Moreover, the revised proposal before the commission would only introduce a floating N.A.V. for funds held by corporations and institutional investors, but not consumers, which arguably does not go as far as the Financial Stability Oversight Council,, and certainly some outside observers, would like.

Will that be enough for the council? Probably, but that is because it does not have many alternatives. The council’s stick lies in its Section 113 powers. Under that section, the body has the ability to regulate systemically important financial institutions and to designate such institutions, if they are not already banks, to be supervised by the Fed. It can make such a designation if it determines that material financial distress at the company or the nature, scope, size, scale, concentration, interconnectedness or mix of activities of the company could pose a threat to the financial stability of the United States.

The council has said, however, that it will only make such designations for companies that hold at least $50 billion in total consolidated assets.

So this is the final card that the Financial Stability Oversight Council has to play.
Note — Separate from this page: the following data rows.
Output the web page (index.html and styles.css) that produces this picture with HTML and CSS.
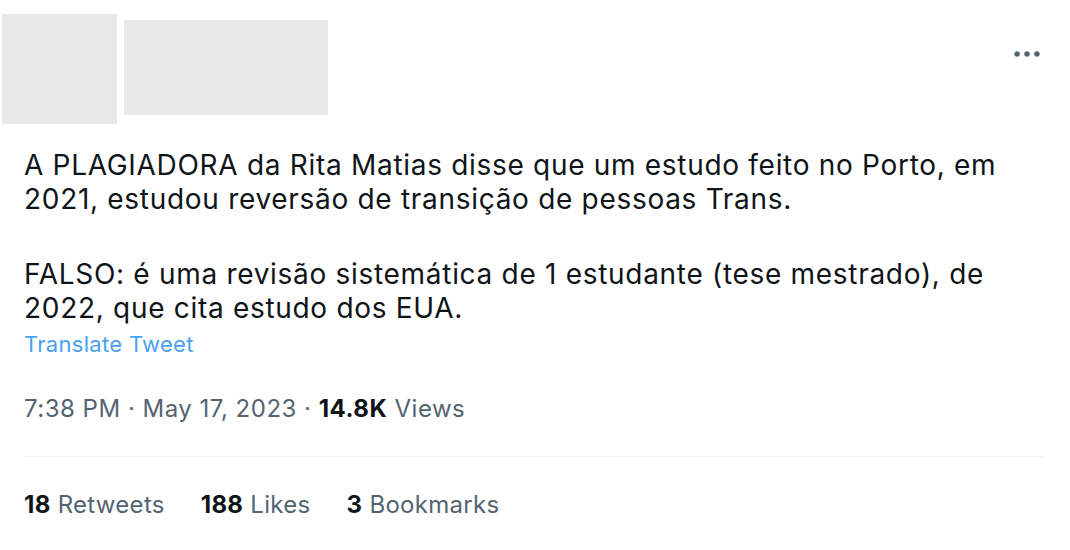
FILE: index.html
```html
<!DOCTYPE html>
<html lang="en">
<head>
    <meta charset="UTF-8">
    <meta name="viewport" content="width=device-width, initial-scale=1.0">
    <title>Tweet</title>
    <link rel="stylesheet" href="styles.css">
</head>
<body>

<article class="tweet">
    <header class="tweet-head">
        <div class="avatar"></div>
        <div class="author"></div>
        <button class="more" aria-label="More">
            <svg viewBox="0 0 24 24" width="34" height="34">
                <path d="M3 12c0-1.1.9-2 2-2s2 .9 2 2-.9 2-2 2-2-.9-2-2zm9 2c1.1 0 2-.9 2-2s-.9-2-2-2-2 .9-2 2 .9 2 2 2zm7 0c1.1 0 2-.9 2-2s-.9-2-2-2-2 .9-2 2 .9 2 2 2z"></path>
            </svg>
        </button>
    </header>

    <div class="tweet-body">
        <p class="tweet-text">A PLAGIADORA da Rita Matias disse que um estudo feito no Porto, em 2021, estudou reversão de transição de pessoas Trans.</p>
        <p class="tweet-text second">FALSO: é uma revisão sistemática de 1 estudante (tese mestrado), de 2022, que cita estudo dos EUA.</p>
        <a href="#" class="translate">Translate Tweet</a>

        <div class="meta">
            <span>7:38 PM</span> · <span>May 17, 2023</span> · <b>14.8K</b> Views
        </div>

        <div class="stats">
            <span><b>18</b> Retweets</span>
            <span><b>188</b> Likes</span>
            <span><b>3</b> Bookmarks</span>
        </div>
    </div>
</article>

</body>
</html>
```

FILE: styles.css
```css
body {
    margin: 0;
    padding: 0;
    background-color: white;
    font-family: Inter, "Noto Sans", sans-serif;
    color: #0f1419;
}
.tweet {
    width: 1070px;
}
.tweet-head {
    display: flex;
    align-items: flex-start;
    padding-left: 2px;
}
.avatar {
    width: 115px;
    height: 110px;
    margin-top: 14px;
    background-color: #e8e8e8;
}
.author {
    width: 204px;
    height: 95px;
    margin-top: 20px;
    margin-left: 7px;
    background-color: #e8e8e8;
}
.more {
    margin-left: auto;
    margin-right: 26px;
    margin-top: 37px;
    padding: 0;
    border: none;
    background: none;
    width: 34px;
    height: 34px;
    fill: #536471;
    cursor: pointer;
}
.more svg {
    display: block;
}
.tweet-body {
    padding: 0 26px 0 24px;
}
.tweet-text {
    margin: 24px 0 0 0;
    font-size: 28px;
    line-height: 34px;
    letter-spacing: 0.7px;
}
.tweet-text.second {
    margin-top: 41px;
}
.translate {
    display: block;
    margin-top: 5px;
    font-size: 22px;
    line-height: 28px;
    letter-spacing: 0.3px;
    color: #4aa1f0;
    text-decoration: none;
}
.meta {
    margin-top: 37px;
    padding-bottom: 33px;
    border-bottom: 1px solid #eff3f4;
    font-size: 24px;
    line-height: 28px;
    letter-spacing: 0.5px;
    color: #536471;
}
.meta b,
.stats b {
    color: #0f1419;
    font-weight: 700;
}
.stats {
    display: flex;
    gap: 36px;
    margin-top: 34px;
    font-size: 24px;
    line-height: 28px;
    letter-spacing: 0.3px;
    color: #536471;
}
```
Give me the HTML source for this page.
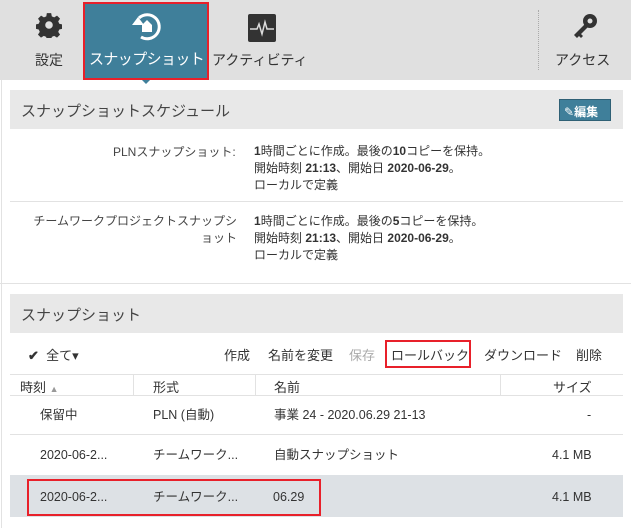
<!DOCTYPE html>
<html><head><meta charset="utf-8"><style>
*{margin:0;padding:0;box-sizing:border-box}
body{width:631px;height:528px;overflow:hidden;background:#fff;font-family:"Liberation Sans","Noto Sans CJK JP",sans-serif;color:#333;position:relative;font-size:13px}
.a{position:absolute;white-space:nowrap}
.top{position:absolute;left:0;top:0;width:631px;height:80px;background:#e0e0e0}
.tab{position:absolute;top:2px;left:83px;width:126px;height:78px;background:#3f7f9a;border:2px solid #e8202a}
.hd{position:absolute;left:10px;width:613px;height:39px;background:#e8e8e8;font-size:15px;color:#444;padding:10px 11px}
.hr{position:absolute;height:1px;background:#e2e2e2}
.b{font-weight:bold}
.red{position:absolute;border:2px solid #e8202a}
.r{font-size:12.5px;line-height:18px;height:18px}
</style></head><body>
<div class="top"></div>
<div class="tab"></div>
<svg class="a" style="left:36px;top:12px" width="26" height="26" viewBox="0 0 24 24"><path fill="#333" d="M10 1h4l.6 3 2.2 1 2.6-1.7 2.8 2.8-1.7 2.6 1 2.2 3 .6v4l-3 .6-1 2.2 1.7 2.6-2.8 2.8-2.6-1.7-2.2 1-.6 3h-4l-.6-3-2.2-1-2.6 1.7-2.8-2.8 1.7-2.6-1-2.2-3-.6v-4l3-.6 1-2.2L1.9 6.1l2.8-2.8 2.6 1.7 2.2-1zM12 8.5a3.5 3.5 0 1 0 0 7a3.5 3.5 0 1 0 0-7z"/></svg>
<div class="a" style="left:35px;top:50px;font-size:14px;color:#333">設定</div>
<svg class="a" style="left:128px;top:10px" width="36" height="34" viewBox="0 0 36 34"><path d="M11 8a12 12 0 1 1 2 19" fill="none" stroke="#fff" stroke-width="3"/><path d="M4 15l6-8 6 8z" fill="#fff"/><path d="M14 22v-7l5-5 5 5v7z" fill="#fff"/></svg>
<div class="a" style="left:89px;top:48px;font-size:15px;letter-spacing:-0.6px;color:#fff">スナップショット</div>
<svg class="a" style="left:248px;top:14px" width="28" height="28" viewBox="0 0 28 28"><rect width="28" height="28" rx="2" fill="#333"/><path d="M2 15h7l2-5 3 10 3-12 2 7h7" fill="none" stroke="#ddd" stroke-width="1.5"/></svg>
<div class="a" style="left:212px;top:50px;font-size:14px;color:#333">アクティビティ</div>
<div class="a" style="left:538px;top:10px;width:0;height:60px;border-left:1px dotted #aaa"></div>
<svg class="a" style="left:570px;top:12px" width="30" height="30" viewBox="0 0 30 30"><circle cx="20" cy="9" r="7" fill="#333"/><circle cx="20" cy="9" r="2.5" fill="#e0e0e0"/><path d="M15 12l-11 11 3 3 2-2 2 2 2-2-2-2 7-7z" fill="#333"/></svg>
<div class="a" style="left:555px;top:50px;font-size:14px;color:#333">アクセス</div>
<div class="a" style="left:142px;top:80px;border:4px solid transparent;border-top-color:#3f7f9a"></div>
<div class="a" style="left:1px;top:80px;width:1px;height:448px;background:#e2e2e2"></div>

<div class="hd" style="top:90px">スナップショットスケジュール</div>
<div class="a" style="left:559px;top:99px;width:52px;height:22px;background:#3f7f9a;border:1px solid #2f6075;color:#fff;font-size:12px;padding:3px 0 0 4px">✎<b>編集</b></div>

<div class="a" style="left:113px;top:143px;font-size:12px;color:#444">PLNスナップショット:</div>
<div class="a" style="left:254px;top:143px;font-size:12px;line-height:17px;color:#333"><span class="b">1</span>時間ごとに作成。最後の<span class="b">10</span>コピーを保持。<br>開始時刻 <span class="b">21:13</span>、開始日 <span class="b">2020-06-29</span>。<br>ローカルで定義</div>
<div class="hr" style="left:10px;top:201px;width:613px"></div>
<div class="a" style="left:32px;top:213px;font-size:12px;line-height:17px;color:#444;text-align:right;width:205px">チームワークプロジェクトスナップシ<br>ョット</div>
<div class="a" style="left:254px;top:213px;font-size:12px;line-height:17px;color:#333"><span class="b">1</span>時間ごとに作成。最後の<span class="b">5</span>コピーを保持。<br>開始時刻 <span class="b">21:13</span>、開始日 <span class="b">2020-06-29</span>。<br>ローカルで定義</div>
<div class="hr" style="left:0;top:283px;width:631px"></div>

<div class="hd" style="top:294px">スナップショット</div>
<div class="a" style="left:28px;top:345px;font-size:13px;color:#333"><b>✔</b>&nbsp;&nbsp;全て▾</div>
<div class="a" style="left:224px;top:345px;font-size:13px;color:#333">作成</div>
<div class="a" style="left:268px;top:345px;font-size:13px;color:#333">名前を変更</div>
<div class="a" style="left:349px;top:345px;font-size:13px;color:#aaa">保存</div>
<div class="red" style="left:385px;top:340px;width:86px;height:28px"></div>
<div class="a" style="left:391px;top:345px;font-size:13px;color:#333">ロールバック</div>
<div class="a" style="left:484px;top:345px;font-size:13px;color:#333">ダウンロード</div>
<div class="a" style="left:576px;top:345px;font-size:13px;color:#333">削除</div>

<div class="hr" style="left:10px;top:374px;width:613px"></div>
<div class="a" style="left:20px;top:377px;font-size:13px">時刻 <span style="font-size:9px;color:#999">▲</span></div>
<div class="a" style="left:133px;top:375px;width:1px;height:20px;background:#e2e2e2"></div>
<div class="a" style="left:153px;top:377px;font-size:13px">形式</div>
<div class="a" style="left:255px;top:375px;width:1px;height:20px;background:#e2e2e2"></div>
<div class="a" style="left:274px;top:377px;font-size:13px">名前</div>
<div class="a" style="left:500px;top:375px;width:1px;height:20px;background:#e2e2e2"></div>
<div class="a" style="left:553px;top:377px;font-size:13px">サイズ</div>
<div class="hr" style="left:10px;top:395px;width:613px"></div>

<div class="a r" style="left:40px;top:406px">保留中</div>
<div class="a r" style="left:153px;top:406px">PLN (自動)</div>
<div class="a r" style="left:274px;top:406px">事業 24 - 2020.06.29 21-13</div>
<div class="a r" style="left:587px;top:406px">-</div>
<div class="hr" style="left:10px;top:434px;width:613px"></div>
<div class="a r" style="left:40px;top:446px">2020-06-2...</div>
<div class="a r" style="left:153px;top:446px">チームワーク...</div>
<div class="a r" style="left:274px;top:446px">自動スナップショット</div>
<div class="a r" style="left:552px;top:446px">4.1 MB</div>
<div class="a" style="left:10px;top:475px;width:613px;height:42px;background:#dde1e5"></div>
<div class="red" style="left:27px;top:479px;width:294px;height:37px"></div>
<div class="a r" style="left:40px;top:488px">2020-06-2...</div>
<div class="a r" style="left:153px;top:488px">チームワーク...</div>
<div class="a r" style="left:273px;top:488px">06.29</div>
<div class="a r" style="left:552px;top:488px">4.1 MB</div>
</body></html>
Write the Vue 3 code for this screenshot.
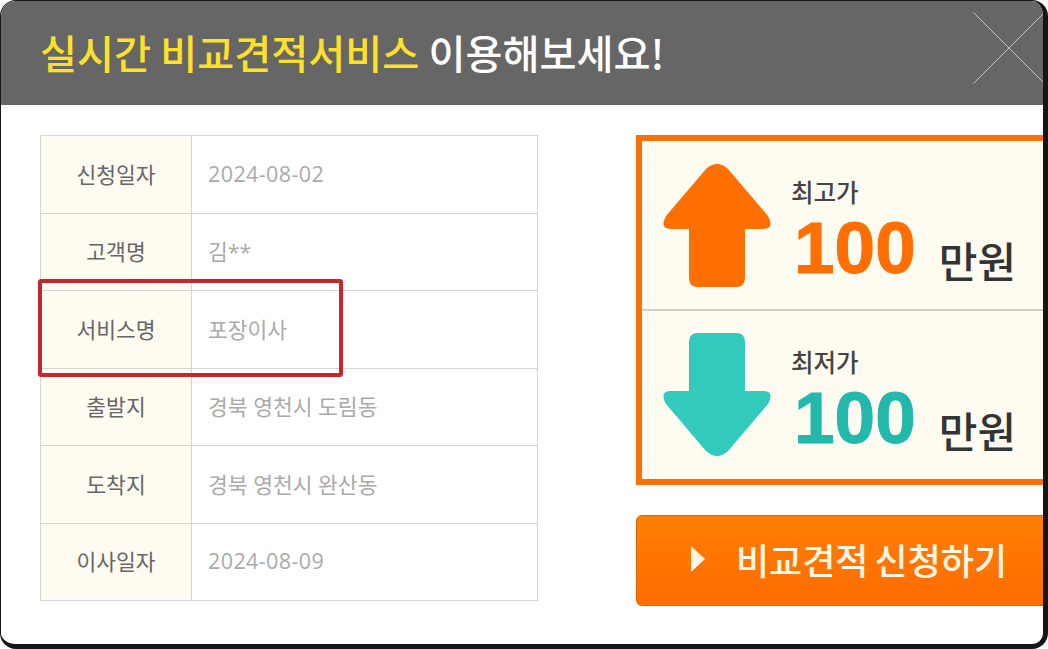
<template>
  <div class="popup">
    <header class="popup-head">
      <h1 class="popup-title"><em>실시간 비교견적서비스</em> 이용해보세요!</h1>
      <button class="close-btn" aria-label="닫기">
        <svg width="72" height="72" viewBox="0 0 72 72">
          <path d="M0.5 0.5L71.5 71.5M71.5 0.5L0.5 71.5" stroke="#c4c4c4" stroke-width="1" fill="none" />
        </svg>
      </button>
    </header>

    <div class="popup-body">
      <table class="info-table">
        <tbody>
          <tr v-for="row in rows" :key="row.label">
            <th>{{ row.label }}</th>
            <td :class="{ 'is-date': row.date }">{{ row.value }}</td>
          </tr>
        </tbody>
      </table>

      <div class="side">
        <div class="price-box">
          <div v-for="p in prices" :key="p.label" class="price-row" :class="p.cls">
            <svg class="arrow" width="108" height="123" viewBox="0 0 108 123">
              <path :transform="p.flip ? 'matrix(1 0 0 -1 0 123)' : ''" :d="arrowPath" />
            </svg>
            <div class="price-text">
              <div class="price-label">{{ p.label }}</div>
              <div class="price-line"><b>{{ p.amount }}</b><span>만원</span></div>
            </div>
          </div>
        </div>
        <button class="apply-btn"><i class="tri"></i>비교견적 신청하기</button>
      </div>
    </div>

    <div class="highlight"></div>
  </div>
</template>

<script setup>
const arrowPath = 'M43 5Q54 -5 65 5L105 52Q112 65 100 65L82 65L82 114Q82 123 73 123L35 123Q26 123 26 114L26 65L8 65Q-4 65 3 52Z'

const rows = [
  { label: '신청일자', value: '2024-08-02', date: true },
  { label: '고객명', value: '김**' },
  { label: '서비스명', value: '포장이사' },
  { label: '출발지', value: '경북 영천시 도림동' },
  { label: '도착지', value: '경북 영천시 완산동' },
  { label: '이사일자', value: '2024-08-09', date: true }
]

const prices = [
  { label: '최고가', amount: '100', cls: 'high', flip: false },
  { label: '최저가', amount: '100', cls: 'low', flip: true }
]
</script>

<style>
html, body {
  margin: 0;
  background: #fff;
  overflow: hidden;
}
</style>

<style scoped>
.popup {
  position: relative;
  box-sizing: border-box;
  width: 1048px;
  height: 649px;
  border-style: solid;
  border-color: #161616;
  border-width: 1px 5px 5px 1px;
  border-radius: 16px;
  overflow: hidden;
  background: #fff;
  font-family: "Noto Sans CJK KR", "Noto Sans", sans-serif;
}

.popup-head {
  position: relative;
  box-sizing: border-box;
  height: 104px;
  padding: 0 0 2px 39px;
  display: flex;
  align-items: center;
  background: #666;
}

.popup-title {
  margin: 0;
  font-size: 40.25px;
  font-weight: 500;
  color: #fff;
  line-height: 1;
}

.popup-title em {
  font-style: normal;
  color: #fde02a;
}

.close-btn {
  position: absolute;
  left: 972px;
  top: 11px;
  padding: 0;
  border: 0;
  background: none;
  line-height: 0;
}

.popup-body {
  display: flex;
  padding: 30px 0 0 39px;
}

.info-table {
  width: 498px;
  height: 466px;
  flex: none;
  border-collapse: collapse;
  font-family: "Open Sans", "Noto Sans CJK KR", sans-serif;
  font-size: 21.5px;
}

.info-table th,
.info-table td {
  border: 1px solid #d4d4d0;
  font-weight: 400;
  padding: 0 0 2px;
}

.info-table th {
  width: 150px;
  background: #fefcf1;
  color: #666;
  text-align: center;
}

.info-table td {
  padding-left: 16px;
  color: #aaa;
}

.info-table td.is-date {
  letter-spacing: 0.4px;
}

.side {
  flex: none;
  width: 440px;
  margin-left: 98px;
}

.price-box {
  box-sizing: border-box;
  height: 350px;
  border: 6px solid #f97008;
  background: #fefcf1;
}

.price-row {
  box-sizing: border-box;
  height: 169px;
  display: flex;
  padding: 22px 0 0 21px;
}

.price-row.high {
  border-bottom: 2px solid #cfcfca;
  height: 170px;
}

.arrow {
  flex: none;
}

.high .arrow {
  margin-top: 1px;
}

.high .arrow path {
  fill: #ff6e00;
}

.low .arrow path {
  fill: #31cabd;
}

.price-text {
  margin-left: 20px;
}

.price-label {
  margin-top: 16px;
  font-size: 24.5px;
  line-height: 26px;
  font-weight: 500;
  color: #444;
}

.price-line {
  display: flex;
  align-items: flex-start;
  margin-top: 11px;
  height: 64px;
}

.price-line b {
  margin-left: 3px;
  font-family: "Liberation Sans", Arial, sans-serif;
  font-size: 73px;
  font-weight: 700;
  line-height: 64px;
  -webkit-text-stroke: 1px currentColor;
}

.high .price-line b {
  color: #ff6e00;
}

.low .price-line b {
  color: #22b8ac;
}

.price-line span {
  margin: 12px 0 0 23px;
  font-size: 42px;
  font-weight: 500;
  line-height: 64px;
  color: #333;
}

.apply-btn {
  display: flex;
  align-items: center;
  box-sizing: border-box;
  width: 440px;
  height: 91px;
  margin-top: 30px;
  padding: 0 0 3px 54px;
  border: 1px solid #d96400;
  border-radius: 6px;
  background: linear-gradient(#ff7f06, #ff6c00);
  color: #fff6e6;
  font-family: inherit;
  font-size: 36px;
  font-weight: 500;
  word-spacing: -2px;
}

.tri {
  width: 0;
  height: 0;
  margin-right: 31px;
  border-left: 14px solid #fff6e6;
  border-top: 13px solid transparent;
  border-bottom: 13px solid transparent;
}

.highlight {
  position: absolute;
  left: 37px;
  top: 278px;
  width: 305px;
  height: 98px;
  box-sizing: border-box;
  border: 4px solid #c9252f;
  border-radius: 3px;
}
</style>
If its recommendations on money market funds are ignored, it could designate the largest of those funds as systemically important and turn over the regulation of those institutions to the Fed. There might even be some advantages to doing so; while the S.E.C.’s regulatory rules have met with little success in the courts, the Fed has a much better record and reputation.

That of course, would be a turf battle that the S.E.C. would hate to lose, but it is also a drastic step. Will the council’s powers force the hand of the S.E.C.? Answering that question will tell us something about whether the jury-rigged committee of agencies that Dodd-Frank created to keep an eye on the safety and soundness of the financial system is more than some of its parts, or instead dependent upon those parts.